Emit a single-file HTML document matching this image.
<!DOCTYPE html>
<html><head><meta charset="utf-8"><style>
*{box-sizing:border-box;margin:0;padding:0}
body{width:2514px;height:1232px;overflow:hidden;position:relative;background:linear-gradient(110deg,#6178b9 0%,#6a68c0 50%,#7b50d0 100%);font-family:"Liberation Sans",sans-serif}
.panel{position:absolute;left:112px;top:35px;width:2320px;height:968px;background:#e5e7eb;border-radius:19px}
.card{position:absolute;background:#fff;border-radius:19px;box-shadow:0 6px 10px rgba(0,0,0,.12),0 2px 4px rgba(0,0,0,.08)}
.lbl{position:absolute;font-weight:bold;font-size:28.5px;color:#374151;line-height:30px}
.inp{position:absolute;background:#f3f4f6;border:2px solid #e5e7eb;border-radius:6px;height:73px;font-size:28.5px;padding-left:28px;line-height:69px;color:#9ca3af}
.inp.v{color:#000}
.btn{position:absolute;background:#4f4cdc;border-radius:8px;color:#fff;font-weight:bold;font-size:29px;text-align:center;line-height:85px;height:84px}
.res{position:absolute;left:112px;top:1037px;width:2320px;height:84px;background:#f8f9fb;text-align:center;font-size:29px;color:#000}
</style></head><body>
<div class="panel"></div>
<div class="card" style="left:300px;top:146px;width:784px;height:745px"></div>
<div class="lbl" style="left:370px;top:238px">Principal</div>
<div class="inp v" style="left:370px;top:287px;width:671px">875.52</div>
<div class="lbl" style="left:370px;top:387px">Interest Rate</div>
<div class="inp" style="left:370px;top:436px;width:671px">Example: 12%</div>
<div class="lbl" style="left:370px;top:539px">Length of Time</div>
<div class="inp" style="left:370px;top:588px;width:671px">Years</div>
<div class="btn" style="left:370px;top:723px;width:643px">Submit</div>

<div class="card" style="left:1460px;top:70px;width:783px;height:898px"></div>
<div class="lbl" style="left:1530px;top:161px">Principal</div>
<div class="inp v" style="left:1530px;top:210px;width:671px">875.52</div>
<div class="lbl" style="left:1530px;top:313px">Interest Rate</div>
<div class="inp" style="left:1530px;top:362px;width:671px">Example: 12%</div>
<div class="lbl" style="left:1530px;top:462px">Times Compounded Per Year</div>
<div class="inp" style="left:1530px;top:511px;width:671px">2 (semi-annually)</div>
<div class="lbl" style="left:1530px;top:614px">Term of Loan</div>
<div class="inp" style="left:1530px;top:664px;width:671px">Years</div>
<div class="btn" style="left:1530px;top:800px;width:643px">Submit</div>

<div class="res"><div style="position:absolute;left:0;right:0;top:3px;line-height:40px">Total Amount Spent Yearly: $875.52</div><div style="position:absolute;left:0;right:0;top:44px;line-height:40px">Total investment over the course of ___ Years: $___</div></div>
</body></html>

**DIRECTIVE:** Return all of the data exactly as it reads.

**PROBLEM SOLUTION:**
Emit a single-file HTML document matching this image.
<!DOCTYPE html>
<html><head><meta charset="utf-8"><style>
*{box-sizing:border-box;margin:0;padding:0}
body{width:2514px;height:1232px;overflow:hidden;position:relative;background:linear-gradient(110deg,#6178b9 0%,#6a68c0 50%,#7b50d0 100%);font-family:"Liberation Sans",sans-serif}
.panel{position:absolute;left:112px;top:35px;width:2320px;height:968px;background:#e5e7eb;border-radius:19px}
.card{position:absolute;background:#fff;border-radius:19px;box-shadow:0 6px 10px rgba(0,0,0,.12),0 2px 4px rgba(0,0,0,.08)}
.lbl{position:absolute;font-weight:bold;font-size:28.5px;color:#374151;line-height:30px}
.inp{position:absolute;background:#f3f4f6;border:2px solid #e5e7eb;border-radius:6px;height:73px;font-size:28.5px;padding-left:28px;line-height:69px;color:#9ca3af}
.inp.v{color:#000}
.btn{position:absolute;background:#4f4cdc;border-radius:8px;color:#fff;font-weight:bold;font-size:29px;text-align:center;line-height:85px;height:84px}
.res{position:absolute;left:112px;top:1037px;width:2320px;height:84px;background:#f8f9fb;text-align:center;font-size:29px;color:#000}
</style></head><body>
<div class="panel"></div>
<div class="card" style="left:300px;top:146px;width:784px;height:745px"></div>
<div class="lbl" style="left:370px;top:238px">Principal</div>
<div class="inp v" style="left:370px;top:287px;width:671px">875.52</div>
<div class="lbl" style="left:370px;top:387px">Interest Rate</div>
<div class="inp" style="left:370px;top:436px;width:671px">Example: 12%</div>
<div class="lbl" style="left:370px;top:539px">Length of Time</div>
<div class="inp" style="left:370px;top:588px;width:671px">Years</div>
<div class="btn" style="left:370px;top:723px;width:643px">Submit</div>

<div class="card" style="left:1460px;top:70px;width:783px;height:898px"></div>
<div class="lbl" style="left:1530px;top:161px">Principal</div>
<div class="inp v" style="left:1530px;top:210px;width:671px">875.52</div>
<div class="lbl" style="left:1530px;top:313px">Interest Rate</div>
<div class="inp" style="left:1530px;top:362px;width:671px">Example: 12%</div>
<div class="lbl" style="left:1530px;top:462px">Times Compounded Per Year</div>
<div class="inp" style="left:1530px;top:511px;width:671px">2 (semi-annually)</div>
<div class="lbl" style="left:1530px;top:614px">Term of Loan</div>
<div class="inp" style="left:1530px;top:664px;width:671px">Years</div>
<div class="btn" style="left:1530px;top:800px;width:643px">Submit</div>

<div class="res"><div style="position:absolute;left:0;right:0;top:3px;line-height:40px">Total Amount Spent Yearly: $875.52</div><div style="position:absolute;left:0;right:0;top:44px;line-height:40px">Total investment over the course of ___ Years: $___</div></div>
</body></html>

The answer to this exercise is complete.